What has not changed is the main principle estates on which are built, which is a combination of security design and lifestyle. “What has evolved is security technology and architectural styles,” Caloyannis says.
But it is not just facilities that buyers want – it is the whole lifestyle and how they interface with those facilities that is evolving, Thompson says. Security, peace of mind and convenience are the most desirable.
He says technology needs to be integrated into daily living in estates. “The days of thirsty golf courses sourcing their water off the estate are over,” Thompson says.
“Golf courses are a convenient way of creating functional green spaces but they’re resource-intense to maintain so you have to take that into account in the planning.”

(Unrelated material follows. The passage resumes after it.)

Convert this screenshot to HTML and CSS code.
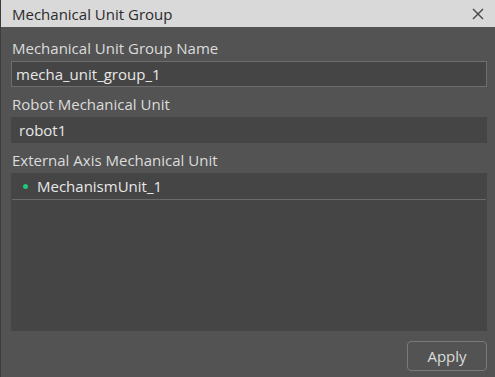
FILE: index.html
```html
<!DOCTYPE html>
<html>
<head>
	<meta charset="utf-8">
	<title>Mechanical Unit Group</title>
	<link rel="stylesheet" href="styles.css">
</head>
<body>
	<div class="dialog">
		<header class="titlebar">
			<span class="title">Mechanical Unit Group</span>
			<button class="close" title="Close">
				<svg width="12" height="12" viewBox="0 0 12 12"><path d="M1 1 L11 11 M11 1 L1 11" stroke="#444" stroke-width="1.4" fill="none"/></svg>
			</button>
		</header>
		<main class="content">
			<label class="label">Mechanical Unit Group Name</label>
			<input class="field edit" type="text" value="mecha_unit_group_1">

			<label class="label">Robot Mechanical Unit</label>
			<div class="field plain">robot1</div>

			<label class="label">External Axis Mechanical Unit</label>
			<ul class="list">
				<li class="item"><span class="dot"></span>MechanismUnit_1</li>
			</ul>

			<div class="buttons">
				<button class="apply">Apply</button>
			</div>
		</main>
	</div>
</body>
</html>
```

FILE: styles.css
```css
* {
	box-sizing: border-box;
	font-family: "Open Sans", "Noto Sans", sans-serif;
}
html, body {
	margin: 0;
	height: 100%;
	background-color: #535353;
}
.dialog {
	display: flex;
	flex-direction: column;
	height: 377px;
	border-left: 1px solid #3c3c3c;
}
.titlebar {
	display: flex;
	align-items: center;
	justify-content: space-between;
	height: 27px;
	background-color: #d9d9d9;
	padding: 0 11px 0 11px;
}
.title {
	font-size: 15px;
	color: #2b2b2b;
}
.close {
	background: transparent;
	border: none;
	padding: 0;
	display: flex;
}
.content {
	flex: 1;
	display: flex;
	flex-direction: column;
	padding: 12px 8px 6px 10px;
}
.label {
	font-size: 15px;
	color: #dcdcdc;
	height: 22px;
	line-height: 18px;
	padding-left: 1px;
}
.field {
	height: 26px;
	background-color: #454545;
	color: #e8e8e8;
	font-size: 15px;
	margin-bottom: 8px;
}
.edit {
	border: 1px solid #6e6e6e;
	padding: 0 4px;
	outline: none;
}
.plain {
	line-height: 26px;
	padding-left: 8px;
}
.list {
	flex: 1;
	margin: 0;
	padding: 0;
	list-style: none;
	background-color: #454545;
}
.item {
	display: flex;
	align-items: center;
	height: 27px;
	margin: 0 1px;
	padding-left: 11px;
	border-bottom: 1px solid #6a6a6a;
	color: #e8e8e8;
	font-size: 15px;
}
.dot {
	width: 5px;
	height: 5px;
	border-radius: 50%;
	background-color: #1ec97a;
	margin-right: 9px;
}
.buttons {
	display: flex;
	justify-content: flex-end;
	padding-top: 10px;
}
.apply {
	width: 80px;
	height: 30px;
	background-color: #535353;
	border: 1px solid #7a7a7a;
	border-radius: 4px;
	color: #dcdcdc;
	font-size: 15px;
}
```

Self-sufficient golf courses could be the answer. Although eLan, and the country, has not ventured into agri-foods territory yet, Thompson says there is a definite move to green living.
“A move further on the environmentally-friendly spectrum is where communities aim to have a positive, rather than neutral impact on the environment. This starts with the planning, around reducing use of water and energy and alternative sources.”
Waste management and alternate water and energy sources – which give rise to off-the-grid living – are integral aspects, Thompson says.
Inclusionary is the future in SA
Because affluent enclave living, surrounded by poverty, is not a sustainable way of life, eLan’s Andrew Thompson says the plan for Blythedale Coastal
Estate on the KwaZulu-Natal north coast is to incorporate inclusionary housing.
“A blueprint for future developments, Blythedale Hills will comprise of more than 1 000 units, set aside as an inclusionary affordable housing component and built along the
same architectural guidelines as the rest of the estate.
“For residents’ and the community’s mutual benefit, we’ve integrated a commercial area on the estate. Add to that the hotel resort complex and there’s opportunity for the community to sell their goods on the estate,” he says.